Бабиев был прав. Это многим старым корниловцам глубоко вошло в душу, и многие из нас следовали словам Бабиева. Вот почему я и описал «мундир» генерала Постовского в бою в предыдущей своей брошюре и его мышление по этому вопросу. Кроме того, генерал Постовский вернулся в советскую Россию, что дало мне некоторое моральное право описать его личность.
2-й Хоперский полк составом своих лошадей, заморенных и полуупряжного сорта, общим своим внешним видом явно уставших казаков в беспрерывных походах и боях, начиная с Кавказа, через всю Украину, в Заднепровье и на Воронеж, был далек от внешнего вида полка, даже Первой мировой войны. Полное отсутствие кадровых офицеров, малочисленность настоящих, ровно наполовину состоявших из молодых поручиков и подпоручиков не казаков, поступивших в полк при занятии Воронежа, не имевших абсолютно никакой связи с казачеством и с Кубанью, скромными и хорошими людьми по натуре, но казаков не знавших и, как я заметил, боявшихся отдавать им твердые приказания, даже в строю, заставили меня принять сразу же определенные меры, чтобы переломить и оздоровить настроение всего полка.
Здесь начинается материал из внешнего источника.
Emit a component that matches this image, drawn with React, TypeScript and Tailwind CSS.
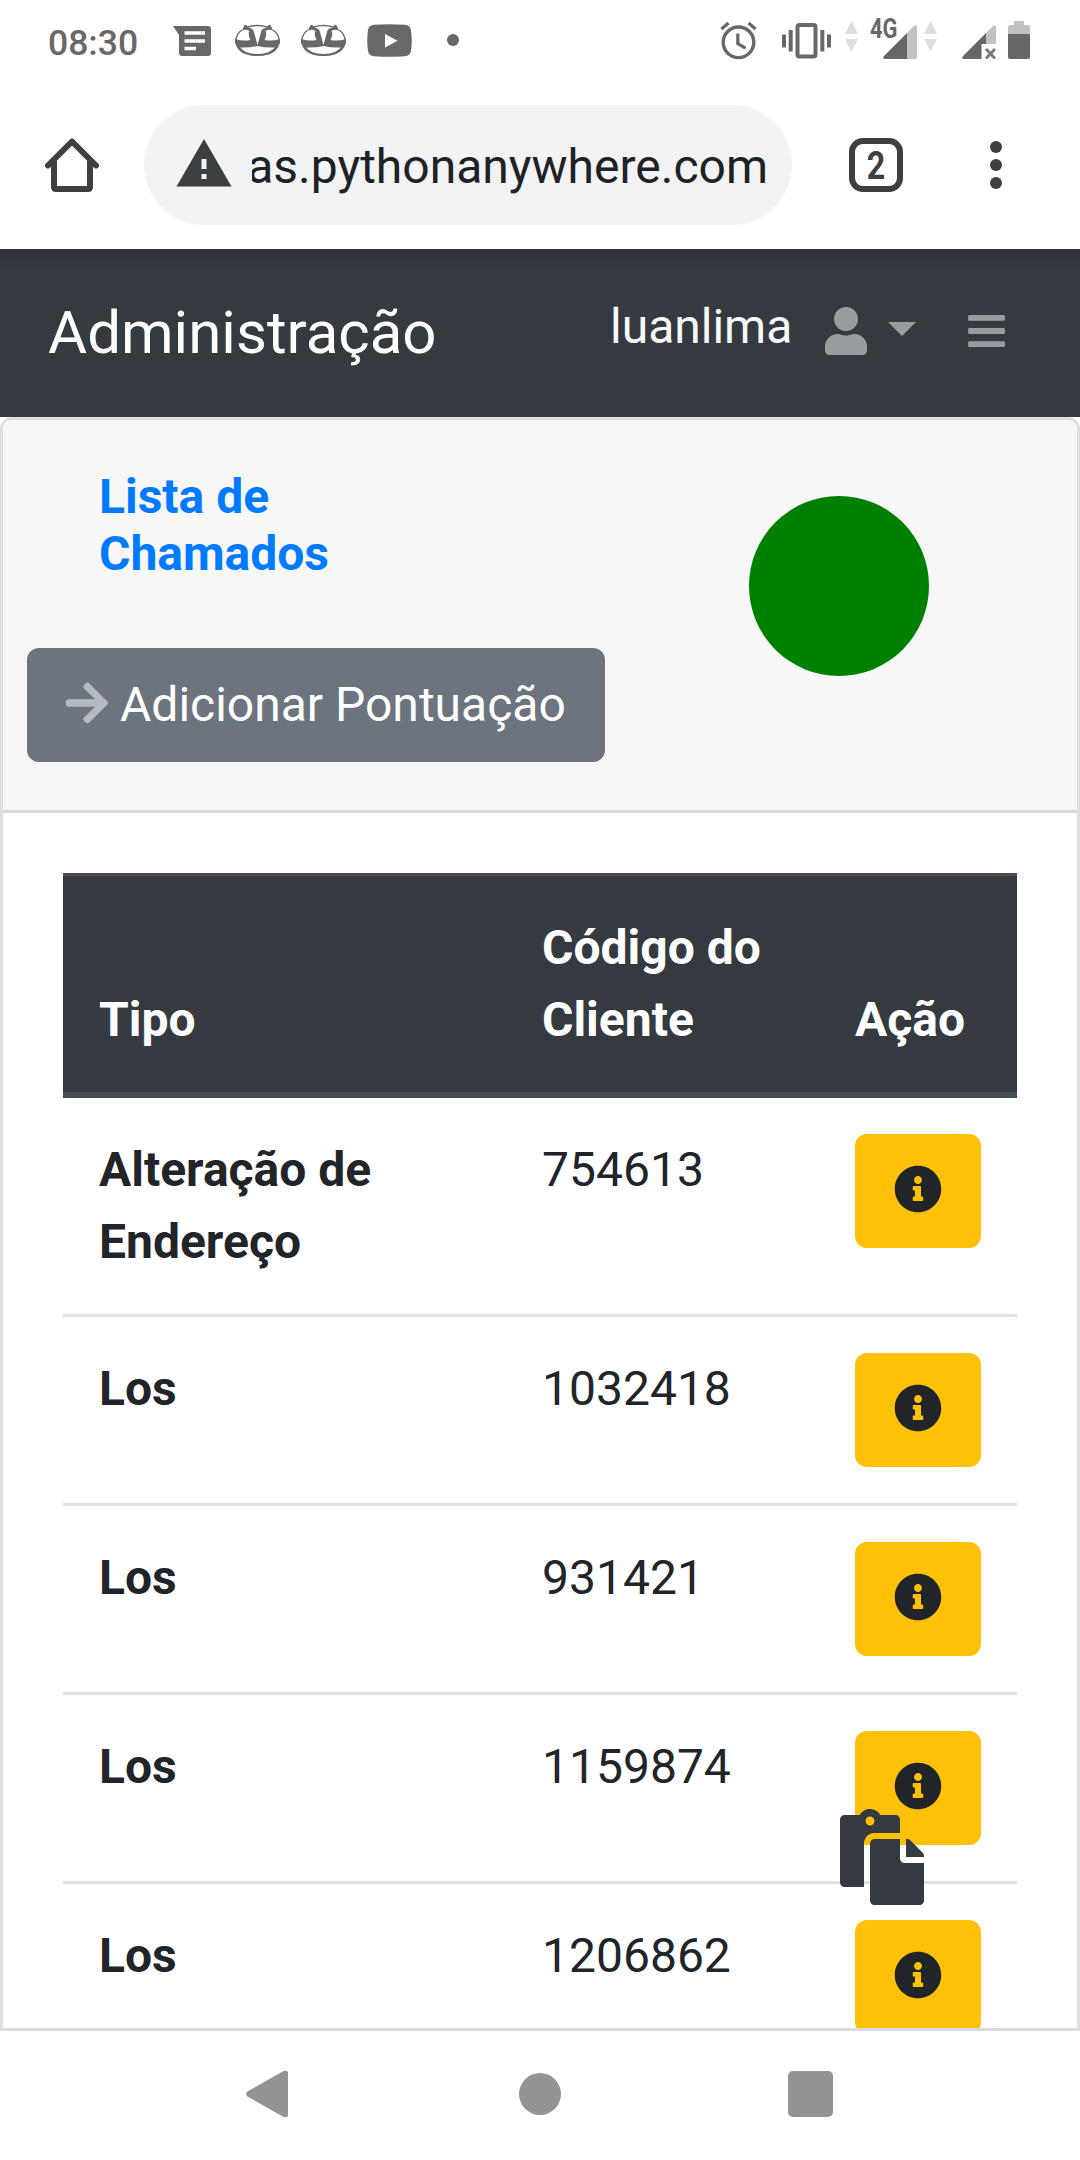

В первый же день выезда к полку 18 октября, построенного в селе для похода, плохо выравненного по сотням, без полкового штандарта и хора трубачей, которые были где-то при обозе 2-го разряда, был дан примерный толчок полку.
Командир фланговой сотни вяло скомандовал «смирно» (сотни были разбросаны по улице), как и сотня вяло ответила на мое приветствие, ответила так, как всегда отвечала моему предшественнику, старичку полковнику из Воронежа, Третьякову.
«Фронт есть святое место», — говорит воинский устав, поэтому встреча всякого начальника должна быть точна и, если не помпезна, воински красива и отчетлива.
Не здороваясь со следующей сотней, я взял командование над этой фланговой сотней, выравнял ее сам, подбодрил словами, сказав, чтобы она так всегда выравнивалась и отвечала громко на приветствия командира сотни и мне, отчего и им будет веселее после подобной короткой воинской субординации — «встреча начальника». Казаки этой фланговой сотни на мое вторичное приветствие весело ответили. Следующие сотни, видя и слыша все это, подтянулись, и с ними мне не пришлось репетировать.